Tenebros is a land of mad gods, ash-grimed paladins, pagan huntresses and honor-bound knights. It’s an island divided into two countries, a land split by generations of crusades, atrocities, and the lesser wars of reavers and thieves, bound together only by a common faith and their fear of the feral gods that roam the pagan night.
Welcome to the first in a series of articles that will introduce you to the world of The Books of the Winter Sun. I hope to give you a tour of Tenebros, its people, its religions, and the magics that bind the world together while also threatening to tear the people apart. More than that, I want to give you a look at how and why I made things the way they are. Tenebros has been forming in notebooks and in my mind for nearly a decade. I’m very happy with the final creation. I hope you get as much joy out of the place as I got in its formation.

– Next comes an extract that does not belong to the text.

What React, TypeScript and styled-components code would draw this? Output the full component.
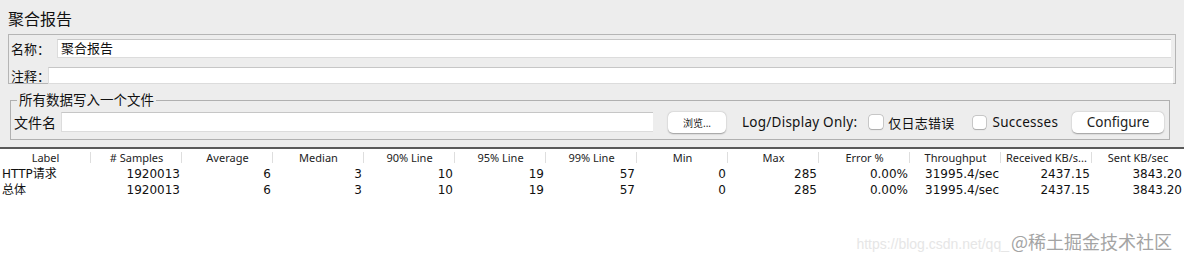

One of the clever people associated with marketing the book has described The Pagan Night as “Game of Thrones meets Princess Mononoke.” I think that’s a good description, but not because I was trying to channel George Martin or tripping on Miyazaki. I like to believe that our source materials are similar, though. Where Martin is recreating the War of the Roses, I am drawn to the slow integration of Angles and Saxons following the conquest, as well as the absorption of pagan traditions into early Christianity. Couple this with my fascination with religion in all its forms, add a dash of shintoism, and you get Tenebros.
Once, the Tenerran tribes of the north worshiped the spirits of nature without interruption. They learned to channel and bend these gods through personal sacrifice, offering their bodies as hosts and their blood as food, bringing rain to their crops and living in harmony with the beasts they hunted and the land they harvested. They were at peace.
Along the southern coast of Tenebros, the Suhdrin lords ruled from stone castles and prayed in dark towers. They came from across the seas, bringing with them a druidic religion of season worship, their gods the twin lovers of Sun and Moon, their religion ruled over by a Celestriarch who had broken the royal line and assumed control of the Suhdrin people by force of faith.
These two nations lived in peace, trading when the crops were in, settling back into their homes when winter fell. But all of that changed when Suhdrin traders traveling deep in the north found what they believed to be the birthplace of the god of winter and night, the Gray Lord, Cinder. Word spread throughout the Suhdrin cities, and soon holy armies marched north to wrest the sanctified land from the pagan tribes.
Generations of crusades followed. The eventual result was the slow conversion of the Tenerran people and the establishment of a single rule of all of Tenebros. The two nations stayed apart, mistrust between them sown by generations of atrocity and war, but the banner of the Celestial Church spread across the island. The priests of Cinder and Strife (Bright Lady, goddess of summer and sun) raised altars in all the Tenerran tribes. Slowly the culture of Suhdra spread. The tribes gave up their wandering for settled fields, and their hunting grounds for castles of good stone and warm hearth.
The spirits remained. The gods of the forest, abandoned by their worshipers, went slowly mad. They rampaged through the forests, destroying fields and turning villages into broken timber and blood. The Church formed orders of knights and inquisitors to hunt down those who might keep the old ways, and to put the feral gods to the sword. The Order of the Winter Vow, taken by militan priests of Lady Strife, was created to keep the roads clear and the hearths of the faithful safe. The names of the gods were forgotten. They were called gheists now, and feared, and hunted.
This is where the story starts. A world of feral gods and vow-sworn knights awaits. But in the shadows of the pagan night, the blood that is spilled sometimes feeds those mad gods, and the battles that might change the world are not fought with sword and steel, but with faith, and fear, and silence.